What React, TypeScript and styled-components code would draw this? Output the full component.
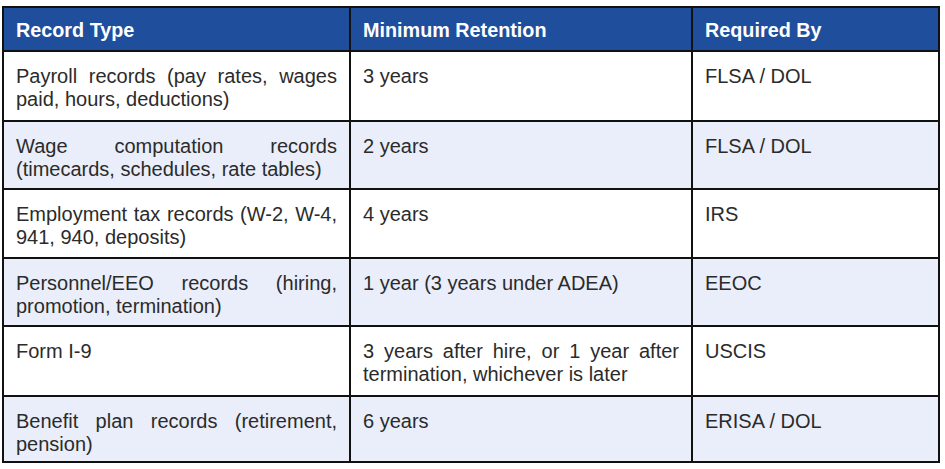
import React from "react";
import styled, { createGlobalStyle } from "styled-components";

const GlobalStyle = createGlobalStyle`
  html, body {
    margin: 0;
    padding: 0;
    background: #ffffff;
  }
  body {
    font-family: "Liberation Sans", Arial, sans-serif;
  }
`;

const Page = styled.div`
  padding: 6px 5px 6px 2px;
`;

const Table = styled.div`
  display: grid;
  width: 938px;
  box-sizing: border-box;
  grid-template-columns: 345px 340px 245px;
  grid-template-rows: 42px 68px 66px 67px 66px 68px 64px;
  gap: 2px;
  padding: 2px;
  background: #111111;
`;

const HeadCell = styled.div`
  background: #1f4e9c;
  color: #ffffff;
  font-weight: 700;
  font-size: 19.8px;
  line-height: 23px;
  padding: 11px 12px 0;
`;

const Cell = styled.div<{ $alt: boolean }>`
  background: ${(p) => (p.$alt ? "#e9eefa" : "#ffffff")};
  color: #2b2b2b;
  font-size: 20px;
  line-height: 23px;
  padding: 12.5px 12px 0;
  text-align: justify;
`;

const headers = ["Record Type", "Minimum Retention", "Required By"];

const rows: [string, string, string][] = [
  ["Payroll records (pay rates, wages paid, hours, deductions)", "3 years", "FLSA / DOL"],
  ["Wage computation records (timecards, schedules, rate tables)", "2 years", "FLSA / DOL"],
  ["Employment tax records (W-2, W-4, 941, 940, deposits)", "4 years", "IRS"],
  ["Personnel/EEO records (hiring, promotion, termination)", "1 year (3 years under ADEA)", "EEOC"],
  ["Form I-9", "3 years after hire, or 1 year after termination, whichever is later", "USCIS"],
  ["Benefit plan records (retirement, pension)", "6 years", "ERISA / DOL"],
];

export default function App() {
  return (
    <>
      <GlobalStyle />
      <Page>
        <Table role="table">
          {headers.map((h) => (
            <HeadCell key={h} role="columnheader">
              {h}
            </HeadCell>
          ))}
          {rows.map((r, i) =>
            r.map((c, j) => (
              <Cell key={`${i}-${j}`} $alt={i % 2 === 1} role="cell">
                {c}
              </Cell>
            ))
          )}
        </Table>
      </Page>
    </>
  );
}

§ **Challenge**:
Restate the whole listing above exactly, except for its images.

§ **Reply**:
What React, TypeScript and styled-components code would draw this? Output the full component.
import React from "react";
import styled, { createGlobalStyle } from "styled-components";

const GlobalStyle = createGlobalStyle`
  html, body {
    margin: 0;
    padding: 0;
    background: #ffffff;
  }
  body {
    font-family: "Liberation Sans", Arial, sans-serif;
  }
`;

const Page = styled.div`
  padding: 6px 5px 6px 2px;
`;

const Table = styled.div`
  display: grid;
  width: 938px;
  box-sizing: border-box;
  grid-template-columns: 345px 340px 245px;
  grid-template-rows: 42px 68px 66px 67px 66px 68px 64px;
  gap: 2px;
  padding: 2px;
  background: #111111;
`;

const HeadCell = styled.div`
  background: #1f4e9c;
  color: #ffffff;
  font-weight: 700;
  font-size: 19.8px;
  line-height: 23px;
  padding: 11px 12px 0;
`;

const Cell = styled.div<{ $alt: boolean }>`
  background: ${(p) => (p.$alt ? "#e9eefa" : "#ffffff")};
  color: #2b2b2b;
  font-size: 20px;
  line-height: 23px;
  padding: 12.5px 12px 0;
  text-align: justify;
`;

const headers = ["Record Type", "Minimum Retention", "Required By"];

const rows: [string, string, string][] = [
  ["Payroll records (pay rates, wages paid, hours, deductions)", "3 years", "FLSA / DOL"],
  ["Wage computation records (timecards, schedules, rate tables)", "2 years", "FLSA / DOL"],
  ["Employment tax records (W-2, W-4, 941, 940, deposits)", "4 years", "IRS"],
  ["Personnel/EEO records (hiring, promotion, termination)", "1 year (3 years under ADEA)", "EEOC"],
  ["Form I-9", "3 years after hire, or 1 year after termination, whichever is later", "USCIS"],
  ["Benefit plan records (retirement, pension)", "6 years", "ERISA / DOL"],
];

export default function App() {
  return (
    <>
      <GlobalStyle />
      <Page>
        <Table role="table">
          {headers.map((h) => (
            <HeadCell key={h} role="columnheader">
              {h}
            </HeadCell>
          ))}
          {rows.map((r, i) =>
            r.map((c, j) => (
              <Cell key={`${i}-${j}`} $alt={i % 2 === 1} role="cell">
                {c}
              </Cell>
            ))
          )}
        </Table>
      </Page>
    </>
  );
}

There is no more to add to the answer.